枝はあまり増えませんが、丈夫で育てやすい強健種。青系のバラなのでブルー特有の強い香りがしますよ。
ザ マッカートニーローズ
マッカートニーと言えば皆さんご存知の、元ビートルズのポール・マッカートニー氏です。彼の名前にちなみ作られたフランスの大輪バラ。
様々なバラの国際コンクールでも受賞しており、名花として知られている品種ですね。枝が硬く太くガッチリしており、とても丈夫な印象を受けます。
ブラックバッカラ
バラの中で最も黒いといわれる品種、ブラックバッカラ。フランス、メイアン社作出のバラです。垂直に伸びた枝に中輪の花を付けます。
花びらが分厚くしっかりしているため、黒バラにありがちな日焼けもしにくいですよ。切り花にも向いています。
デザートピース
デザートピースはフランスのメイアン社が作出したバラです。写真では薄いですが、濃い黄色に濃いピンクの覆輪が入る品種で、はっきりとした色合いが特徴的。
20世紀を代表する名花とも言われるピースとは血縁関係は薄いそうですけど、色合いがよく似ています。
夜来香(イエライシャン)
言わずもがな香りが良いことで知られるイエライシャン。2013年の「第6回 国際香りのばら新品種コンクール」では金賞を受賞しています。ブルー特有の本当に良い香りがしますよ。
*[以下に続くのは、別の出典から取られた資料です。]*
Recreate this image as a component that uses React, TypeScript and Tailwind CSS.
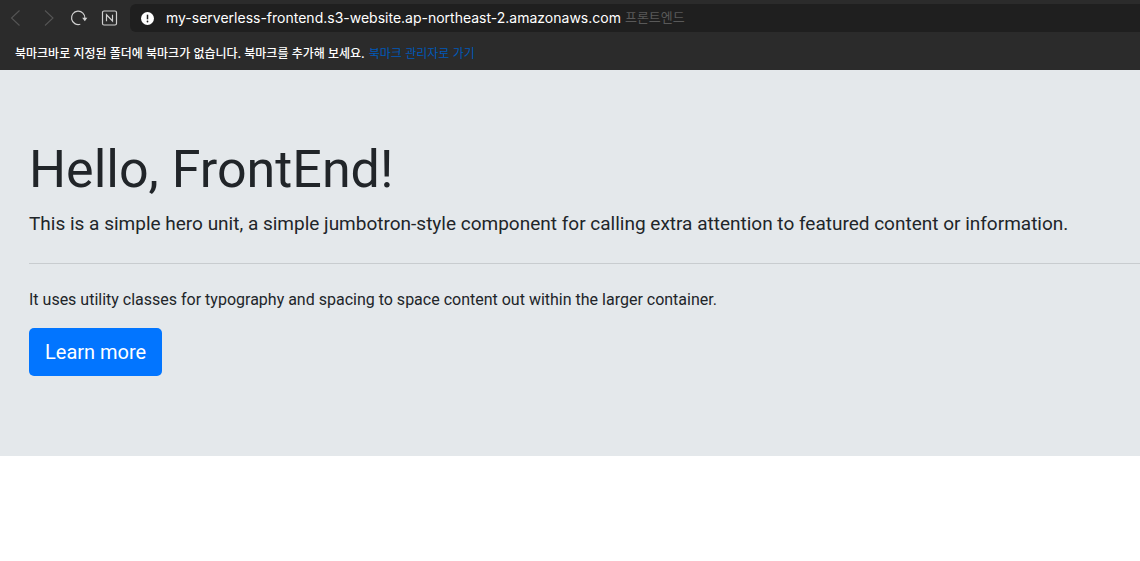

一般的に弱くて育てにくいと言われるのが青系のバラなのですが、このバラはシュートがよく出てたくさんの花を咲かせて初心者でも育てやすいです。丸弁の花弁は親しみやすさもありますね。
グレーフィンディアナ
ワインレッドが魅惑的な色合いのシックなバラ。半剣弁咲で咲き進むにつれて徐々に色が明るく変化していきます。
2013年にはジュネーブ国際コンクールでも入賞している品種で、うどん粉病や黒星病に強いですよ。花弁が丈夫で花持ちが良い品種でもあります。
クイーンエリザベス
ハイブリッド・ティーとフロリバンダとの交配によって生まれた系統をグランディフローラと言います。
クイーンエリザベスもその系統に当たりますが、ハイブリッド・ティーとの区別が付きにくいため、ハイブリッド・ティーとして紹介されていることが多い品種です。
そんなクイーンエリザベスは、世界バラ会議にて1979年に殿堂入りを果たしました。世界中で愛されている名高い名花として知られていますね。
マリアカラス
オペラ歌手「マリア・カラス」の名を冠した名花。鮮やかで濃いローズピンクの大輪を咲かせます。はっきりとした色合いなのでとても目立ちますよ。
株はがっちりとして丈夫で、樹勢も良く生育旺盛。形も崩れにくいですし良い香りも持っており、初心者にもおすすめのバラですよ。
まとめ
オールドローズのような花弁が多くて柔らかみのある花形とは真逆で、ハイブリッド・ティー系統のバラは凛々しくてかっこいい花形ですね。所謂“バラ”と想像した時に、考える人が多い形ではないでしょうか。
系統ごとにそれぞれの良さがあるので、それぞれの特徴を知り、植える場所や自分の好みに合ったものを選んでみてくださいね!系統や咲き方を知って、バラのある生活をもっと楽しんでみませんか?